The British monarchy rarely rewrites itself in loud or revolutionary language.
It adjusts through phrasing, patronage and symbolism. The latest shift came this week in a quiet document: the Sovereign Grant report 2025/26, published by Buckingham Palace, which describes Charles as someone who “protects the space for Faith within the multi-faith nation.” The previous year’s report had characterised him as “Head of the Church of England and Defender of the Faith.” That single sentence of revised language marks the most explicit redefinition of the Crown’s spiritual role in a generation.
On paper, the change sounds modest. In practice, it signals a deliberate effort to reframe the monarchy’s claim on public legitimacy. Britain is more religiously diverse, less instinctively Anglican and more openly uncertain about inherited authority than it was even a generation ago. Charles first said publicly in 1994 that he would prefer to be known as “Defender of Faith” rather than “Defender of the Faith,” signalling his discomfort with a title that implied the Crown belonged to one tradition alone.

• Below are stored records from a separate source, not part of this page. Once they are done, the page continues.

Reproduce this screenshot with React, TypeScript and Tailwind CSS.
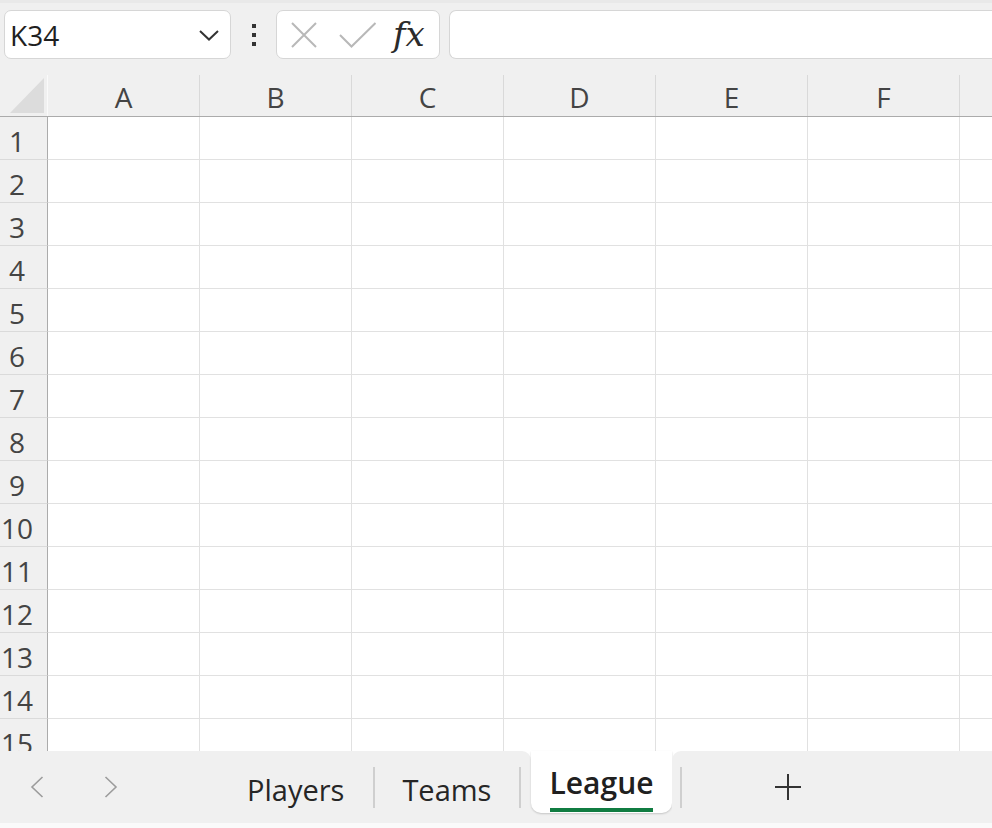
import React from 'react';

const FONT = { fontFamily: '"Open Sans", "Noto Sans", Arial, sans-serif' };
const cols = ['A', 'B', 'C', 'D', 'E', 'F', 'G'];
const rows = Array.from({ length: 15 }, (_, i) => i + 1);

function Toolbar() {
  return (
    <div className="h-[75px] bg-[#f0f0f0] relative">
      <div className="h-[3px] bg-[#e9e9e9]" />
      <div className="flex items-start pt-[7px] pl-[4px]">
        {/* Name box */}
        <div className="w-[227px] h-[49px] bg-white border border-[#d6d6d6] rounded-[7px] flex items-center justify-between pl-[5px] pr-[10px]">
          <span className="text-[28px] leading-none text-[#1f1f1f]">K34</span>
          <svg width="22" height="14" viewBox="0 0 22 14">
            <path d="M2 3 L11 11.5 L20 3" fill="none" stroke="#333" strokeWidth="2" />
          </svg>
        </div>

        {/* more dots */}
        <div className="w-[45px] h-[49px] flex flex-col items-center justify-center gap-[5px]">
          <div className="w-[4px] h-[4px] bg-[#333]" />
          <div className="w-[4px] h-[4px] bg-[#333]" />
          <div className="w-[4px] h-[4px] bg-[#333]" />
        </div>

        {/* cancel / enter / fx */}
        <div className="w-[164px] h-[49px] bg-white border border-[#d6d6d6] rounded-[7px] flex items-center pl-[13px]">
          <svg width="28" height="28" viewBox="0 0 28 28">
            <path d="M2 2 L26 26 M26 2 L2 26" stroke="#b8b8b8" strokeWidth="2" fill="none" />
          </svg>
          <svg width="38" height="28" viewBox="0 0 38 28" className="ml-[21px]">
            <path d="M1 14 L12.5 25.5 L36.5 2" stroke="#b8b8b8" strokeWidth="2" fill="none" />
          </svg>
          <span
            className="ml-[16px] text-[34px] leading-none italic text-[#2b2b2b] -mt-[2px]"
            style={{ fontFamily: '"DejaVu Serif", "Liberation Serif", serif' }}
          >
            fx
          </span>
        </div>

        {/* formula input */}
        <div className="ml-[9px] flex-1 h-[49px] bg-white border border-r-0 border-[#d6d6d6] rounded-l-[7px]" />
      </div>
    </div>
  );
}

function Grid() {
  return (
    <div className="h-[676px] overflow-hidden bg-white">
      {/* column header */}
      <div className="flex h-[42px] bg-[#f0f0f0] border-b border-[#ababab]">
        <div className="w-[48px] shrink-0 border-r border-[#fafafa] relative">
          <svg width="48" height="42" viewBox="0 0 48 42" className="absolute left-0 top-0">
            <path d="M44 3 L44 38 L10 38 Z" fill="#dcdcdc" />
          </svg>
        </div>
        {cols.map((c) => (
          <div
            key={c}
            className="w-[152px] shrink-0 border-r border-[#d9d9d9] flex items-center justify-center text-[28px] leading-none text-[#444] pt-[2px]"
          >
            {c === 'G' ? '' : c}
          </div>
        ))}
      </div>

      {rows.map((r) => (
        <div key={r} className="flex h-[43px]">
          <div className="w-[48px] shrink-0 bg-[#f0f0f0] border-r border-b border-r-[#ababab] border-b-[#dadada] flex items-start justify-center pr-[13px] text-[28px] leading-none text-[#444] pt-[10px]">
            {r}
          </div>
          {cols.map((c) => (
            <div key={c} className="w-[152px] shrink-0 border-r border-b border-[#e1e1e1]" />
          ))}
        </div>
      ))}
    </div>
  );
}

function Separator() {
  return <div className="w-[2px] h-[41px] bg-[#cfcfcf] shrink-0" />;
}

function SheetTabs() {
  return (
    <div className="h-[72px] flex bg-white">
      <div className="w-[531px] shrink-0 bg-[#f0f0f0] rounded-tr-[9px] flex items-center">
        <svg width="14" height="22" viewBox="0 0 14 22" className="ml-[30px] shrink-0">
          <path d="M12.5 1 L2 11 L12.5 21" fill="none" stroke="#9c9c9c" strokeWidth="1.6" />
        </svg>
        <svg width="14" height="22" viewBox="0 0 14 22" className="ml-[60px] shrink-0">
          <path d="M1.5 1 L12 11 L1.5 21" fill="none" stroke="#9c9c9c" strokeWidth="1.6" />
        </svg>
        <span className="ml-[129px] text-[29px] leading-none text-[#262626] pt-[4px]">Players</span>
        <div className="ml-[29px]">
          <Separator />
        </div>
        <span className="ml-[27px] text-[29px] leading-none text-[#262626] pt-[4px]">Teams</span>
        <div className="ml-[28px]">
          <Separator />
        </div>
      </div>

      <div className="w-[141px] shrink-0 bg-[#f0f0f0]">
        <div className="h-[62px] bg-white rounded-b-[10px] shadow-[0_1px_2px_rgba(0,0,0,0.18)] flex flex-col items-center pt-[17px]">
          <span className="text-[30px] leading-none font-semibold text-[#202020]">League</span>
          <div className="mt-[10px] w-[103px] h-[4px] bg-[#107c41]" />
        </div>
      </div>

      <div className="flex-1 bg-[#f0f0f0] rounded-tl-[9px] flex items-center">
        <div className="ml-[8px]">
          <Separator />
        </div>
        <svg width="26" height="26" viewBox="0 0 26 26" className="ml-[93px] shrink-0">
          <path d="M13 0 L13 26 M0 13 L26 13" stroke="#333" strokeWidth="2" fill="none" />
        </svg>
      </div>
    </div>
  );
}

export default function App() {
  return (
    <div className="w-[992px] h-[828px] overflow-hidden bg-[#f0f0f0]" style={FONT}>
      <Toolbar />
      <Grid />
      <SheetTabs />
      <div className="h-[5px] bg-[#fafafa]" />
    </div>
  );
}
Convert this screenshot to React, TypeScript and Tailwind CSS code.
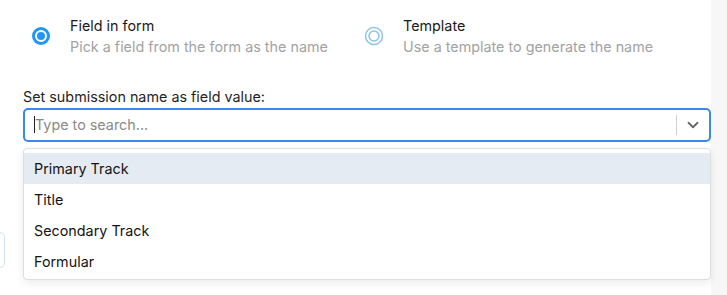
import { ChevronDown } from 'lucide-react';

const fields = ['Primary Track', 'Title', 'Secondary Track', 'Formular'];

const RadioOn = () => (
  <svg width="20" height="20" viewBox="0 0 20 20" className="shrink-0">
    <circle cx="10" cy="10" r="9" fill="#2196f3" />
    <circle cx="10" cy="10" r="5" fill="none" stroke="#fff" strokeWidth="2" />
  </svg>
);

const RadioOff = () => (
  <svg width="20" height="20" viewBox="0 0 20 20" className="shrink-0">
    <circle cx="10" cy="10" r="8.5" fill="none" stroke="#8cc4e4" strokeWidth="1.5" />
    <circle cx="10" cy="10" r="5" fill="none" stroke="#8cc4e4" strokeWidth="1.5" />
  </svg>
);

type OptionProps = { title: string; hint: string; checked?: boolean; className?: string };

const NameOption = ({ title, hint, checked, className }: OptionProps) => (
  <div className={`flex items-center gap-[19px] ${className ?? ''}`}>
    {checked ? <RadioOn /> : <RadioOff />}
    <div className="leading-[21px]">
      <div className="text-[14.35px] text-[#1a1a1a]">{title}</div>
      <div className="text-[14.35px] text-[#a3a3a3]">{hint}</div>
    </div>
  </div>
);

export default function App() {
  return (
    <div
      className="flex h-[295px] w-full bg-[#f7f7f7] overflow-hidden"
      style={{ fontFamily: 'Inter, "Noto Sans", sans-serif' }}
    >
      <div className="relative w-[711px] shrink-0 bg-white pl-[23px]">
        {/* edge of a control hidden behind the menu */}
        <div className="absolute left-[-6px] top-[232px] h-[36px] w-[11px] rounded-[5px] border border-[#d6e4f2]" />

        <div className="flex pl-[8px] pt-[15px]">
          <NameOption checked title="Field in form" hint="Pick a field from the form as the name" className="w-[333px]" />
          <NameOption title="Template" hint="Use a template to generate the name" />
        </div>

        <div className="mt-[30px] text-[14.35px] leading-[20px] text-[#1f1f1f]">Set submission name as field value:</div>

        <div className="mt-[1px] flex h-[34px] items-center rounded-[5px] border-2 border-[#3b87f0] pl-[9px] pr-[7px]">
          <div className="flex flex-1 items-center">
            <span className="h-[17px] w-px bg-[#222]" />
            <span className="text-[14.35px] text-[#8a8a8a]">Type to search...</span>
          </div>
          <span className="h-[20px] w-px bg-[#cfcfcf]" />
          <ChevronDown className="ml-[7px] text-[#666]" size={18} strokeWidth={2.4} />
        </div>

        <div className="mt-[6px] rounded-[4px] border border-[#dedede] bg-white pt-[4px] pb-[2px] shadow-[0_3px_8px_rgba(0,0,0,0.08)]">
          {fields.map((f, i) => (
            <div
              key={f}
              className={`flex h-[31px] items-center px-[10px] text-[14.35px] text-[#141414] ${i === 0 ? 'bg-[#e4ebf2]' : ''}`}
            >
              {f}
            </div>
          ))}
        </div>
      </div>
      <div className="flex-1" />
    </div>
  );
}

That preference has now moved from personal statement into official institutional language.
The Crown is Adapting to Social Reality
Charles has long shown more interest than his mother in interfaith language, environmental stewardship and softer forms of moral leadership.
He remains Supreme Governor of the Church of England and that constitutional structure has not changed. But the monarchy is clearly adjusting the way it explains itself. Shortly after ascending the throne in 2022, he described Britain as a “community of communities” and said the sovereign has a duty to protect religious diversity. The Sovereign Grant report now embeds that language formally.
The adjustment is less about theology than about legitimacy. The modern Crown survives by appearing broader than party, calmer than culture war and more stable than government. In a multi-faith Britain, that role becomes harder to perform if the monarch sounds as though he belongs only to one religious tradition. A king who quietly widens the protective frame can modernise the institution without appearing to rupture it. Evolution through tone rather than revolution through statute has always been the monarchy’s preferred method of self-preservation.
Why it is Happening Now?
The timing reflects a mix of pressure and opportunity.
Charles inherited the throne in an era of scepticism about British institutions, wider scrutiny of royal finances and a more fragmented national identity. The Sovereign Grant report also revealed that he paid £12.9 million in tax last year, placing him among Britain’s top 100 taxpayers, a detail that reinforces the Palace’s current strategy of presenting the monarchy as accountable and publicly useful rather than merely ceremonial. The revised language fits that posture: a sovereign who protects a multi-faith nation sounds less like a relic of Anglican supremacy and more like a national figure trying to hover above division.
That does not guarantee success. Many Britons will barely notice the shift. Traditionalists may dislike the implication that the monarchy must bend itself around pluralism to stay acceptable. But the Queen’s own position had already anticipated some of this: in a landmark 2012 speech, Elizabeth II said the Church of England’s role was not to defend Anglicanism to the exclusion of other religions, but to protect the free practice of all faiths.
Charles is now extending that principle from the church to the Crown itself, which is a more significant step than his mother took.
A Smaller Change Than It Looks, and Bigger Too
This is not a constitutional revolution. The established church remains established. The Crown remains bound into old forms. But the monarchy’s emotional contract with the public depends on interpretation as much as on law, and that is where Charles is working. The deeper point is that the Crown no longer seems content merely to endure unchanged. It wants to be seen as interpreting Britain back to itself.
The new language is not trivial. It suggests that Charles believes the monarchy can still function as national glue, but only if it sounds less exclusive and more attentive to the Britain that actually exists. Institutions that wish to endure have to learn when symbolism becomes strategy. The Sovereign Grant report shows Charles has made that calculation, and made it deliberately.